The article is an attempt by columnist Jon Henley to understand what drives this kind of behaviour (there is, to no surprise, fierce disagreement to be found here), how many adults are, or may be, paedophiles (again, estimates vary significantly), how many of those have a tendency to abuse children, and how that part of the population can be managed without danger or risk for children.

What the piece does not do is to take an overtly supportive position as regards paedophilia, nor a forthrightly judgmental one against it. Henley is clearly aware of the acute sensitivity surrounding this subject, especially given the Jimmy Savile revelations and the continuing Police investigations. But he manages to shed some light on the subject, and especially that experts still disagree on so much.

So what has Damian Thompson done with the article? The headline of his post – “Guardian: Paedophiles are ‘ordinary members of society’ who need moral support” – tells you all you need to know. The editor of Telegraph Blogs is so beside himself with his need to make mischief that he has gone beyond journalistic reinvention to take a stance which he knows will cause a potentially violent reaction.

Thompson quotes very selectively from Henley’s article and in conclusion asserts that what the Guardian has published is “precisely” equivalent to what “persuaded Catholic bishops in the 1980s to adopt a mild, nuanced approach to suspicions of clerical paedophilia”. Except that Henley is not trying to persuade anyone to adopt any particular attitude, and Thompson knows that.

Maybe Damian Thompson believes that he is only having a bit of harmless fun, and at the same time satisfying his editor’s requirement to lay into the Guardian at every opportunity. But the distinct impression is given that he has ventured well beyond the pale, and that these are the actions of a weapons grade shit who does not reach up to the ankles of those he so maliciously misrepresents.

And that tells you all you need to know about Telegraph Blogs.

[UPDATE 4 January 1455 hours: after being prompted by Storying Sheffield (@StoryingShef) to include other views on this subject, I can recommend two follow-ups that have taken a reasoned approach - unlike the usual mob chorus calling for visits to anyone suspected of "deviant behaviour" and associated concepts such as lynching and bodily disfigurement.

Labour MP Tom Watson borrows from the research of Dr Liz Davies, and you can read his extensive observations HERE. Sarah Goode, who was quoted by Jon Henley, has followed up another Guardian bashing rant from the Telegraph's resident clueless US politics "expert" Tim Stanley (who may still be coming to terms with both being conned into believing that Mitt Romney was going to win, and blatantly misleading his readers) with her own comments (timed 0437 hours).

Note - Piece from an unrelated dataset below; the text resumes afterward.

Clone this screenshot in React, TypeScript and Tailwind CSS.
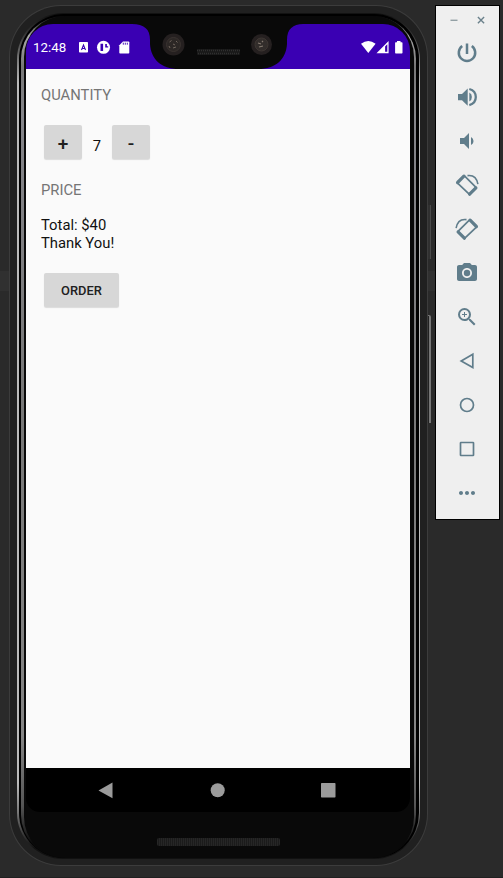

Although it may seem that Watson and Ms Goode are taking differing views, they are in fact both wanting the same outcome: less children being harmed. And we aren't going to get to that point by frothing and ranting]

1 comment:

Cheesy Monkey said...

It’s worth pointing out that Thompson’s blog was one of two on the Telegraph site; the other was a similarly misleading shit smear. So guess what happened on the original article’s comments: reasonable debate first hijacked by ‘victims’ who had misread the piece, followed later by bilious morons who clearly had not read the article mixed in with ‘pro-paedophile’ trolls. I wonder where they came from?

So in short, you had the Telegraph essentially libelling Henley not once, but twice in a day in an attempt to persuade advertisers to withdraw business from a rival newspaper. Oh, and I see that the comments under the Telegraph blogs are all suspiciously brief and one-sided. The Telegraph really is a sad joke these days.